How do I get stakeholders to take renewal tasks seriously?

Make the consequences visible. Tie renewal compliance to vendor payment or project approval. Use a shared dashboard so everyone can see who is behind. Celebrate completions publicly.

What if I cannot afford a dedicated renewal tool?

Use a spreadsheet with conditional formatting and automated email reminders. The tool is less important than the process. Many teams succeed with free tools because they have clear ownership and regular review cadences.

Should I involve external brokers or consultants in the renewal plan?

Yes, if your internal team lacks capacity or expertise. Brokers can provide data feeds and market insights. However, do not outsource accountability—your team must still own the process and verify the data.

8. Your Next Moves: Specific Actions to Take This Week

You have read the fixes. Now, here are three concrete actions to start sealing your renewal risk leaks today.

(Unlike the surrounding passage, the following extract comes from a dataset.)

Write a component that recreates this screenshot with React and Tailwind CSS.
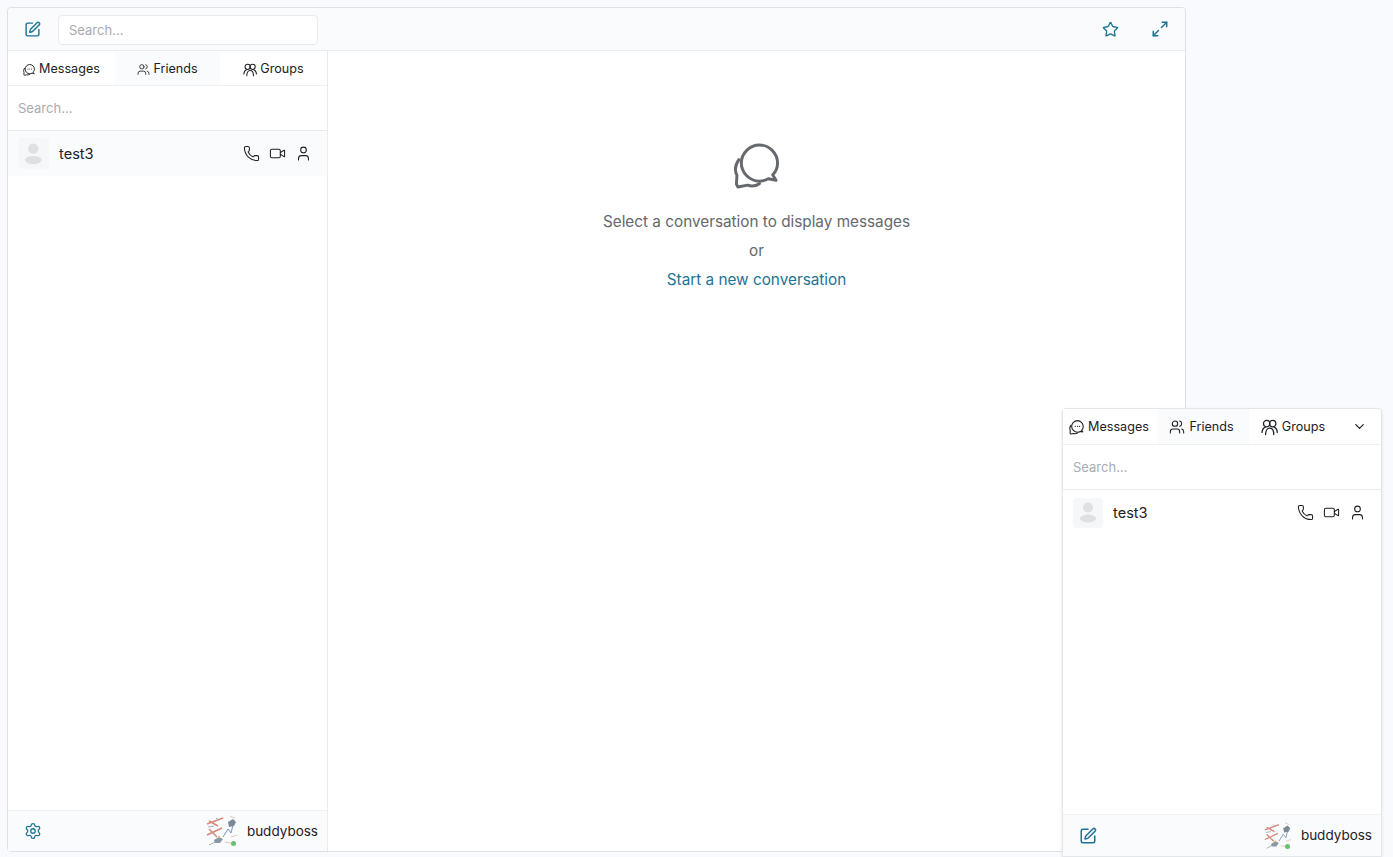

Action 1: Audit Your Current Checklist

Open your renewal plan and compare it to the actual requirements for your next renewal. Identify at least three items that are outdated or missing. Update them immediately. This takes 30 minutes and will prevent the most obvious drift.

Action 2: Set Up One Automated Data Verification

Choose the data point that causes the most last-minute scrambling—likely certificate expiration dates. Set up a simple automated check: a spreadsheet formula that flags any expiration within 90 days, or a calendar reminder to review the list monthly. Test it this week.

Action 3: Schedule a 15-Minute Stakeholder Check-In

Send a calendar invite to the key people involved in your next renewal. The agenda: review the updated checklist, confirm each person's tasks, and identify any blockers. Keep it short. The goal is to rebuild visibility and accountability before the next cycle heats up.

These three actions will not fix every leak overnight, but they will stop the most critical ones. Start with the one that feels most urgent for your next renewal. Once that leak is sealed, move to the next. Over time, your renewal risk plan will become a reliable system—not a source of last-minute panic.